Sellers often overlook the importance of valuation in supporting a broader transaction strategy. A professional valuation can highlight valuable elements, such as licensing models or proprietary technology, enabling sellers to target the right buyers. In California’s competitive M&A landscape, understanding buyer intent—whether for expansion or market entry—provides a significant advantage.

 

Professional valuation teams can also identify structural inefficiencies, such as underutilized assets or outdated pricing models, that can enhance value before a sale. An integrated valuation strategy, involving financial advisors and legal counsel, not only informs the asking price but also shapes buyers’ perceptions of risk and potential return on investment.
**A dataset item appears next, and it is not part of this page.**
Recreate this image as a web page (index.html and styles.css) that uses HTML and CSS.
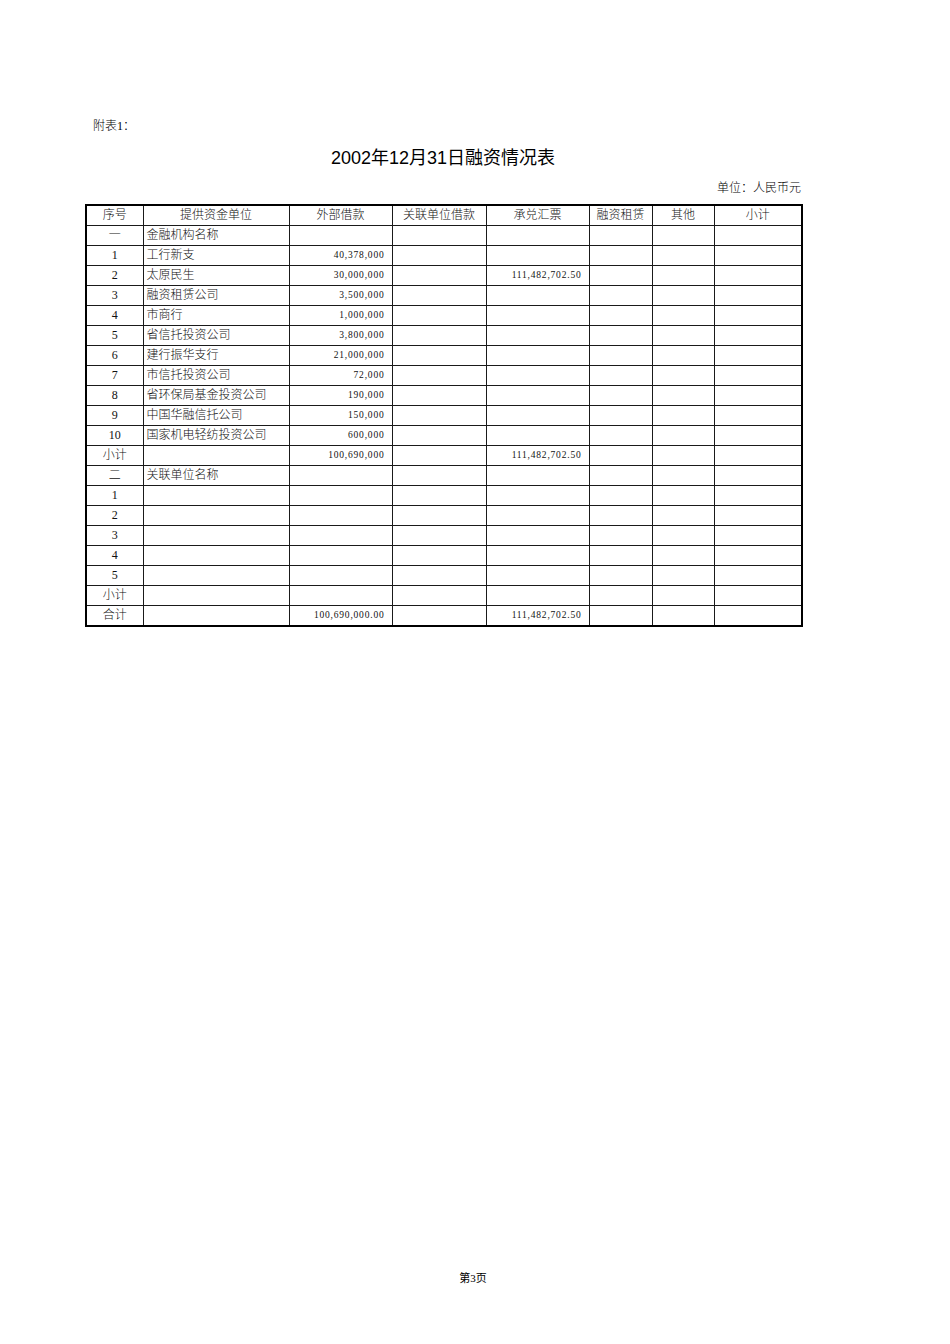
FILE: index.html
```html
<!DOCTYPE html>
<html lang="zh-CN">
<head>
<meta charset="utf-8">
<link rel="stylesheet" href="styles.css">
</head>
<body>
<div class="page">
  <div class="note">附表1：</div>
  <h1 class="title">2002年12月31日融资情况表</h1>
  <div class="unit">单位：人民币元</div>
  <table class="sheet">
    <colgroup>
      <col class="c1"><col class="c2"><col class="c3"><col class="c4"><col class="c5"><col class="c6"><col class="c7"><col class="c8">
    </colgroup>
    <tr class="head"><td>序号</td><td>提供资金单位</td><td>外部借款</td><td>关联单位借款</td><td>承兑汇票</td><td class="g">融资租赁</td><td>其他</td><td class="g">小计</td></tr>
    <tr><td>一</td><td class="name">金融机构名称</td><td></td><td></td><td></td><td class="g"></td><td></td><td class="g"></td></tr>
    <tr><td>1</td><td class="name">工行新支</td><td class="num">40,378,000</td><td></td><td></td><td class="g"></td><td></td><td class="g"></td></tr>
    <tr><td>2</td><td class="name">太原民生</td><td class="num">30,000,000</td><td></td><td class="num">111,482,702.50</td><td class="g"></td><td></td><td class="g"></td></tr>
    <tr><td>3</td><td class="name">融资租赁公司</td><td class="num">3,500,000</td><td></td><td></td><td class="g"></td><td></td><td class="g"></td></tr>
    <tr><td>4</td><td class="name">市商行</td><td class="num">1,000,000</td><td></td><td></td><td class="g"></td><td></td><td class="g"></td></tr>
    <tr><td>5</td><td class="name">省信托投资公司</td><td class="num">3,800,000</td><td></td><td></td><td class="g"></td><td></td><td class="g"></td></tr>
    <tr><td>6</td><td class="name">建行振华支行</td><td class="num">21,000,000</td><td></td><td></td><td class="g"></td><td></td><td class="g"></td></tr>
    <tr><td>7</td><td class="name">市信托投资公司</td><td class="num">72,000</td><td></td><td></td><td class="g"></td><td></td><td class="g"></td></tr>
    <tr><td>8</td><td class="name">省环保局基金投资公司</td><td class="num">190,000</td><td></td><td></td><td class="g"></td><td></td><td class="g"></td></tr>
    <tr><td>9</td><td class="name">中国华融信托公司</td><td class="num">150,000</td><td></td><td></td><td class="g"></td><td></td><td class="g"></td></tr>
    <tr><td>10</td><td class="name">国家机电轻纺投资公司</td><td class="num">600,000</td><td></td><td></td><td class="g"></td><td></td><td class="g"></td></tr>
    <tr><td>小计</td><td class="name"></td><td class="num">100,690,000</td><td></td><td class="num">111,482,702.50</td><td class="g"></td><td></td><td class="g"></td></tr>
    <tr><td>二</td><td class="name">关联单位名称</td><td></td><td></td><td></td><td class="g"></td><td></td><td class="g"></td></tr>
    <tr><td>1</td><td class="name"></td><td></td><td></td><td></td><td class="g"></td><td></td><td class="g"></td></tr>
    <tr><td>2</td><td class="name"></td><td></td><td></td><td></td><td class="g"></td><td></td><td class="g"></td></tr>
    <tr><td>3</td><td class="name"></td><td></td><td></td><td></td><td class="g"></td><td></td><td class="g"></td></tr>
    <tr><td>4</td><td class="name"></td><td></td><td></td><td></td><td class="g"></td><td></td><td class="g"></td></tr>
    <tr><td>5</td><td class="name"></td><td></td><td></td><td></td><td class="g"></td><td></td><td class="g"></td></tr>
    <tr><td>小计</td><td class="name"></td><td></td><td></td><td></td><td class="g"></td><td></td><td class="g"></td></tr>
    <tr><td>合计</td><td class="name"></td><td class="num">100,690,000.00</td><td></td><td class="num">111,482,702.50</td><td class="g"></td><td></td><td class="g"></td></tr>
  </table>
  <div class="spacer"></div>
  <div class="footer">第3页</div>
</div>
</body>
</html>
```
FILE: styles.css
```css
html, body {
  margin: 0;
  padding: 0;
  background: #ffffff;
}
body {
  font-family: "Liberation Serif", "Noto Sans CJK SC", serif;
  color: #000;
}
.page {
  width: 950px;
  height: 1344px;
  box-sizing: border-box;
  padding: 118px 0 0 0;
  display: flex;
  flex-direction: column;
}
.note {
  margin-left: 93px;
  font-size: 12px;
  line-height: 16px;
  height: 16px;
  font-weight: 300;
}
.title {
  margin: 12px 0 0 0;
  font-family: "Liberation Sans", "Noto Sans CJK SC", sans-serif;
  font-weight: normal;
  font-size: 18px;
  line-height: 24px;
  text-align: center;
  padding-right: 64px;
}
.unit {
  margin-top: 10px;
  font-size: 12px;
  line-height: 16px;
  text-align: right;
  padding-right: 149px;
  font-weight: 300;
}
.sheet {
  margin-top: 8px;
  margin-left: 85px;
  width: 718px;
  border-collapse: collapse;
  table-layout: fixed;
  border: 2px solid #000;
}
.c1 { width: 57px; }
.c2 { width: 146px; }
.c3 { width: 103px; }
.c4 { width: 94px; }
.c5 { width: 103px; }
.c6 { width: 63px; }
.c7 { width: 62px; }
.c8 { width: 88px; }
.sheet td {
  height: 19px;
  padding: 0;
  border: 1px solid #1a1a1a;
  font-size: 12px;
  line-height: 19px;
  text-align: center;
  white-space: nowrap;
  overflow: hidden;
  font-weight: 300;
  color: #111;
}
.sheet td.g {
  border-left-color: #8c8c8c;
}
.sheet td.name {
  text-align: left;
  padding-left: 3px;
}
.sheet td.num {
  text-align: right;
  padding-right: 7px;
  font-family: "Liberation Serif", serif;
  font-size: 9.5px;
  letter-spacing: 0.8px;
}
.spacer {
  flex: 1;
}
.footer {
  font-size: 11px;
  line-height: 14px;
  text-align: center;
  padding-right: 4px;
  margin-bottom: 59px;
}
```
3. Poor Timing and Market Strategy

Timing is a crucial yet often underestimated factor in a successful business sale. Exiting based solely on internal goals, like retirement or liquidity, without considering broader economic conditions, can diminish buyer interest and lower valuation. For instance, selling during rising interest rates or industry contractions can reduce the number of qualified buyers and lead to unfavorable offers.

 

Sellers should assess their business’s performance and its position within its industry lifecycle. Companies in consolidating sectors, such as healthcare or logistics, may attract higher bids during periods of aggressive acquisition activity. Conversely, waiting until growth stagnates can weaken their negotiation power, even if the decline is temporary.

 

An effective marketing strategy is tied to timing and requires adequate lead time to generate competitive tension. Crafting a compelling confidential information memorandum (CIM), identifying potential buyers, and coordinating outreach takes time. Rushed processes typically result in fewer offers or deal retractions.

 

To maximize enterprise value, sellers should aim to exit while their business is outperforming peers, showing consistent revenue growth and stability. Proper timing enables better positioning, quicker diligence, and less pressure to accept unfavorable terms. Ultimately, the difference between a reactive exit and a strategically timed sale is control, not just price.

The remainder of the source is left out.